You know the sound of that dreaded ringing phone; you're ready for it, but no matter how often you remind yourself that it's coming, there's just something about the start of the Scream movies that gets me every time. From that very moment, Scream 4 throws you right back into the beloved franchise with a fresh, updated take on a very familiar story. The original Scream opening scene with Drew Barrymore put the movie on the map, and once again the first sequence is everything you want — tongue-in-cheek, funny, and of course, very bloody. For that reason and others, this is perhaps the most similar to the first of all the sequels. Or, to quote the film, it really is more of a "scre-boot" than a "shreik-uel."

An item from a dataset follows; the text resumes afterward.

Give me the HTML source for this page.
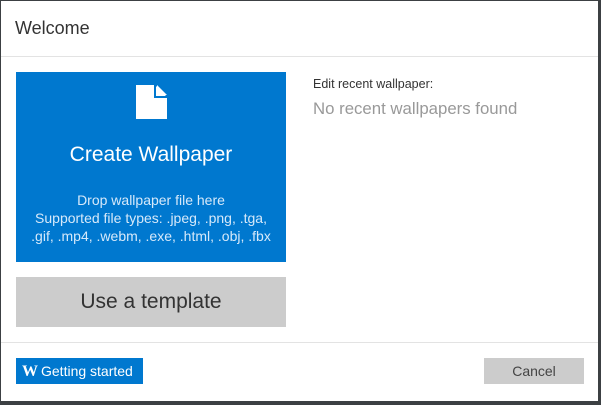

Director Wes Craven and screenwriter Kevin Williamson are both at the top of their games with Scream 4. For all the criticism Scream 3 received, Craven stays loyal to the essence of Scream in this one. Ghostface and his very shiny knife are chill-inducing, red-herring abound, and it's a horror movie about loving horror movies. Williamson somehow retains the ability to write snappy, believable teen dialogue, save one final monologue about fame that goes a bit over the top.
Technology plays a central role in the story, with iPhones, apps, and web cams making frequent appearances, which is certainly a sign of the times. Scream 4 will serve as a snapshot of 2011 in the same way Scream is so indicative of the late '90s, belly shirts and all. Still, I'm not sure there are any high schoolers out there live streaming their whole life from a headset.
To read my biggest gripe about the movie, how the veteran cast members do, and the bottom line of who will love this just
Woodsboro hasn't changed much in the past 10 years, and neither have Gale Weathers-Riley (Courteney Cox), Dewey Riley (David Arquette), and Sidney Prescott (Neve Campbell). The inclusion of the veterans is crucial to making Scream 4 work, and they remain the heart of the series. Gale and Dewey have stuck around town, and he's now the Sheriff while she's no longer working as a reporter and is instead plagued with a case of writer's block. Sidney is back in town on her book tour, with her a final stop being in her hometown on the anniversary of the Woodsboro Massacre. Her memoir is about coming out of the darkness, and her character has gotten stronger after all she's been through. Instead of running away from Ghostface, Sidney is now on the offensive to protect her cousin, Jill (Emma Roberts), and family. Campbell shines as a more daring adult Sid who is ready to fight until the end.
The death count is far higher than any of the previous Screams, so don't get too attached to the hot, young star-studded cast. For that reason, the downfall of this film is that it has less character and relationship development. At times it feels like the script moves from kill to kill without explaining any of the motives or backstory. There's little time to be worried about what door Ghostface is lurking behind, since the killer is too busy slashing everyone in sight. For instance, the movie alludes to Jill's boyfriend Trevor (Nico Tortorella) cheating on her, but they don't explain or expand on the story from there. The film will also have the viewers picking suspects, though that part of the story is underutilized as well. None of the characters are pointing fingers or making accusations, which is usually part of the fun.
Hayden Panettiere and Alison Brie are highlights of the new Scream-ers, as Jill's badass friend and Sydney's sassy publicist respectively, and the trio of guys, Tortorella, Erik Knudsen, and Rory Culkin each have their moments. Cox and Campbell, who both look like they haven't aged a day, are fantastic reprising their classic roles, and Arquette is lovable as ever as Dewey. Bottom line: Scream 4 won't have you jumping out of your seat, but it's smart, witty, unpredictable, and a blast to watch.